As has been widely reported, the applicants won in their request for Judicial Review. However, looking at the substantive elements of this important case what can be learnt about its implications for the future?

The case essentially turned on the interpretation of sections 13 and 14 of the Climate Change Act. In summary, s13 imposes a duty on the Secretary of State to prepare such proposals and policies as he considers will enable the carbon budgets in the Act to be met. Section 14 requires that as soon as reasonably practicable after setting a carbon budget, the Secretary of State must lay before Parliament a report setting out proposals and policies for meeting the current and future budgetary periods.

Following the setting of the Sixth Carbon Budget, the Secretary of State laid the Net Zero Strategy before Parliament on 19 October 2021 as a report under s14 of the 2008 Act. The claimants challenged the Secretary of State’s decision to approve the policies put forward in the Net Zero Strategy under s13 and the decision to publish the Strategy as a report under s14. There were essentially three grounds. The first ground was under s13 and revolved around the ability of the Secretary of State to decide the policies in the Strategy were sufficient to meet the carbon budget and/or his decision making process was flawed.

The second ground, under s14 of the Act, was that the Government failed to include in the Strategy information legally required to discharge the reporting obligations under the Act, namely how the policies would achieve the carbon budgets, with what individual contributions and over what timescales.

The third ground was under the Human Rights Act 1998.

brown wooden smoking pipe on white surface

In essence, the claimants succeeded (at least to some part) under both grounds 1 and 2 but failed under ground 3. This is likely to be a very important precedent, as barring an appeal (permission to appeal was refused), it will be a precedent for how the Government has to construe ss 13 and 14 of the Act moving forwards. For the purposes of this article, a number of key points can be highlighted.

The place to start is on a positive note. No one is challenging the Climate Change Act or its infrastructure. One could not conclude otherwise from the Judge’s detailed outline as to how the whole system of climate change law has been developed in the UK that it is a comprehensive and sophisticated system. The Act provides legal duties on the Government – the first in the world to do so.

As I have pointed out many times to local authorities, those duties fall squarely on the shoulders of the Secretary of State and central Government. This case proves that he or she has to exercise them carefully and in strict accordance with the Act. The notion of carbon budgets is a strong one, as is the Parliamentary approval process and the necessity for the Government to introduce policies to meet those targets. Again, the case shows that the development of policy has to be carefully manoeuvred to comply with the legislative provisions.

The piece de resistance of the Climate Change Act, however, is the provision setting up the Climate Change Committee as an independent adviser to the Government. Under the Act, the purpose of the Committee is to advise the UK and devolved governments on emissions targets and to report to Parliament on progress made in reducing greenhouse gas emissions and preparing for and adapting to the impacts of climate change.

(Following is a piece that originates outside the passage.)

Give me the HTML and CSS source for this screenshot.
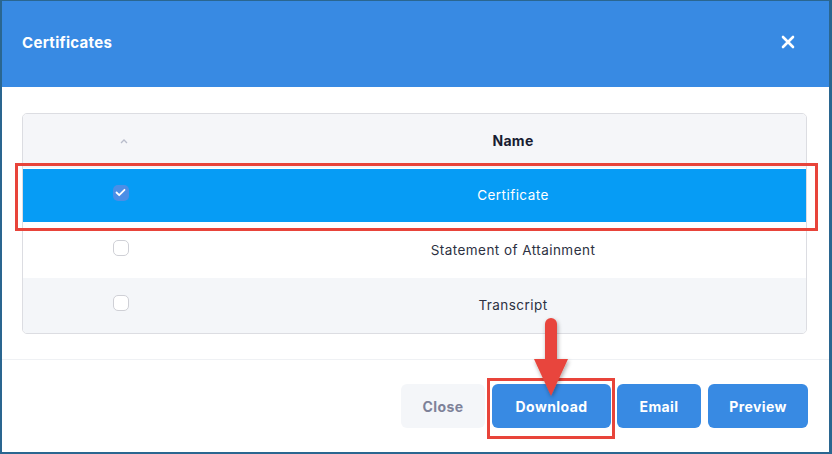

The Climate Change Committee thus has a powerful role and acts with such authority and expertise that it is continually holding the Government’s feet to the fire. This was evidenced in the case, with the Judge referring to the fact the Committee had commented about the policy framework and the data provided in support. In the establishment of other organisations (such as the Office for Environmental Protection established under the Environment Act 2021) the ability to hold Government to account is much weaker.

The case also provides that there are people and organisations that are prepared to hold the Government to account in relation to climate change. Judicial review challenges are expensive and time consuming but play an important role in shaping the Government’s actions. Whilst there is a trend in more litigation of this nature, this is the first time that a substantive case has been brought on these important points.

But it is crucial to note what the nature of the challenge was. As indicated above, no one is challenging the Climate Change Act itself or its main provisions. The carbon budgetary process is working well and in the early stages of the budgets, the UK has managed to meet the targets, although this will get harder from here on.

Judicial review also cannot be used to challenge the Government’s policies themselves, as they are preserve of the sitting Government. Here, the Net Zero Strategy contains much good content (as confirmed by the Climate Change Committee), but it was the evidential support that was lacking. So the raft of policies brought forward by the Government are all positive, but under the legislation, the Government has to show how those policies both individually and collectively will meet the carbon budgets. So it was the very last part of the mechanism that was flawed.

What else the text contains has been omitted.